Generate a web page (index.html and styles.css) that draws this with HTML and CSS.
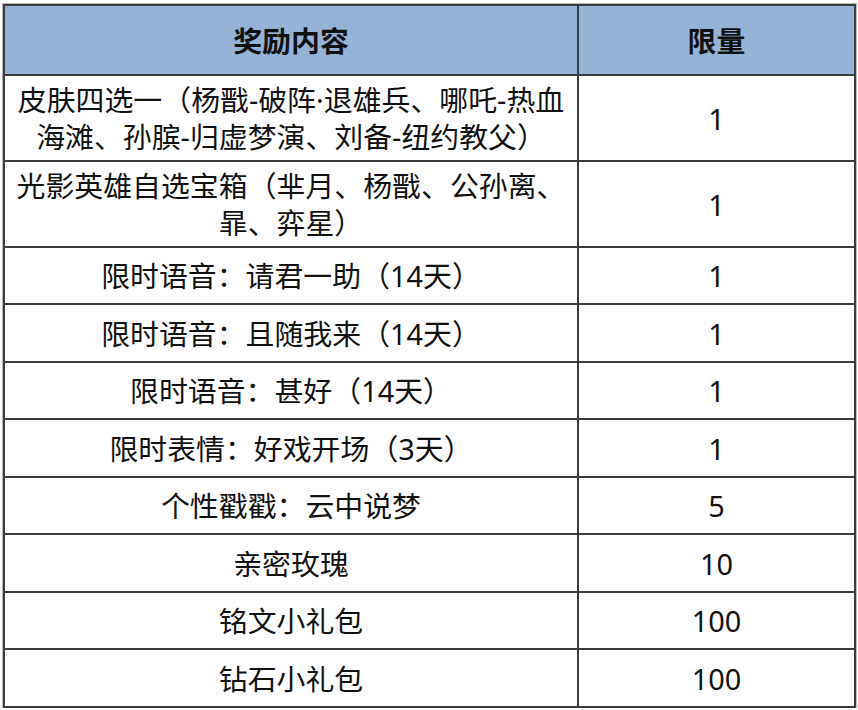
FILE: index.html
```html
<!DOCTYPE html>
<html lang="zh-CN">
<head>
<meta charset="utf-8">
<link rel="stylesheet" href="styles.css">
</head>
<body>
<table class="rewards">
  <colgroup><col class="c-name"><col class="c-qty"></colgroup>
  <thead>
    <tr class="head"><th>奖励内容</th><th>限量</th></tr>
  </thead>
  <tbody>
    <tr class="tall"><td>皮肤四选一（杨戬-破阵·退雄兵、哪吒-热血<br>海滩、孙膑-归虚梦演、刘备-纽约教父）</td><td>1</td></tr>
    <tr class="tall"><td>光影英雄自选宝箱（芈月、杨戬、公孙离、<br>暃、弈星）</td><td>1</td></tr>
    <tr class="r1"><td>限时语音：请君一助（14天）</td><td>1</td></tr>
    <tr class="r2"><td>限时语音：且随我来（14天）</td><td>1</td></tr>
    <tr class="r1"><td>限时语音：甚好（14天）</td><td>1</td></tr>
    <tr class="r2"><td>限时表情：好戏开场（3天）</td><td>1</td></tr>
    <tr class="r1"><td>个性戳戳：云中说梦</td><td>5</td></tr>
    <tr class="r2"><td>亲密玫瑰</td><td>10</td></tr>
    <tr class="r1"><td>铭文小礼包</td><td>100</td></tr>
    <tr class="r2"><td>钻石小礼包</td><td>100</td></tr>
  </tbody>
</table>
</body>
</html>
```
FILE: styles.css
```css
html, body {
  margin: 0;
  padding: 0;
  background: #ffffff;
}
body {
  padding: 4px 0 0 3px;
}
.rewards {
  border-collapse: collapse;
  table-layout: fixed;
  width: 851px;
  font-family: "Noto Sans", "Noto Sans CJK SC", "Microsoft YaHei", sans-serif;
  font-size: 28.9px;
  color: #111111;
  outline: 1px solid #b8b8b8;
  outline-offset: 0;
}
.c-name { width: 574px; }
.c-qty { width: 277px; }
.rewards th,
.rewards td {
  border: 2px solid #3c3c3c;
  padding: 0;
  text-align: center;
  vertical-align: middle;
  line-height: 37px;
}
.rewards th {
  background: #95b3d7;
  font-weight: 700;
  height: 68px;
}
.tall td { height: 84px; }
.r1 td { height: 55px; }
.r2 td { height: 56px; }
```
::::
Given request: All of the data above should be transcribed verbatim, with pictures omitted.

The completed task:
Generate a web page (index.html and styles.css) that draws this with HTML and CSS.
FILE: index.html
```html
<!DOCTYPE html>
<html lang="zh-CN">
<head>
<meta charset="utf-8">
<link rel="stylesheet" href="styles.css">
</head>
<body>
<table class="rewards">
  <colgroup><col class="c-name"><col class="c-qty"></colgroup>
  <thead>
    <tr class="head"><th>奖励内容</th><th>限量</th></tr>
  </thead>
  <tbody>
    <tr class="tall"><td>皮肤四选一（杨戬-破阵·退雄兵、哪吒-热血<br>海滩、孙膑-归虚梦演、刘备-纽约教父）</td><td>1</td></tr>
    <tr class="tall"><td>光影英雄自选宝箱（芈月、杨戬、公孙离、<br>暃、弈星）</td><td>1</td></tr>
    <tr class="r1"><td>限时语音：请君一助（14天）</td><td>1</td></tr>
    <tr class="r2"><td>限时语音：且随我来（14天）</td><td>1</td></tr>
    <tr class="r1"><td>限时语音：甚好（14天）</td><td>1</td></tr>
    <tr class="r2"><td>限时表情：好戏开场（3天）</td><td>1</td></tr>
    <tr class="r1"><td>个性戳戳：云中说梦</td><td>5</td></tr>
    <tr class="r2"><td>亲密玫瑰</td><td>10</td></tr>
    <tr class="r1"><td>铭文小礼包</td><td>100</td></tr>
    <tr class="r2"><td>钻石小礼包</td><td>100</td></tr>
  </tbody>
</table>
</body>
</html>
```
FILE: styles.css
```css
html, body {
  margin: 0;
  padding: 0;
  background: #ffffff;
}
body {
  padding: 4px 0 0 3px;
}
.rewards {
  border-collapse: collapse;
  table-layout: fixed;
  width: 851px;
  font-family: "Noto Sans", "Noto Sans CJK SC", "Microsoft YaHei", sans-serif;
  font-size: 28.9px;
  color: #111111;
  outline: 1px solid #b8b8b8;
  outline-offset: 0;
}
.c-name { width: 574px; }
.c-qty { width: 277px; }
.rewards th,
.rewards td {
  border: 2px solid #3c3c3c;
  padding: 0;
  text-align: center;
  vertical-align: middle;
  line-height: 37px;
}
.rewards th {
  background: #95b3d7;
  font-weight: 700;
  height: 68px;
}
.tall td { height: 84px; }
.r1 td { height: 55px; }
.r2 td { height: 56px; }
```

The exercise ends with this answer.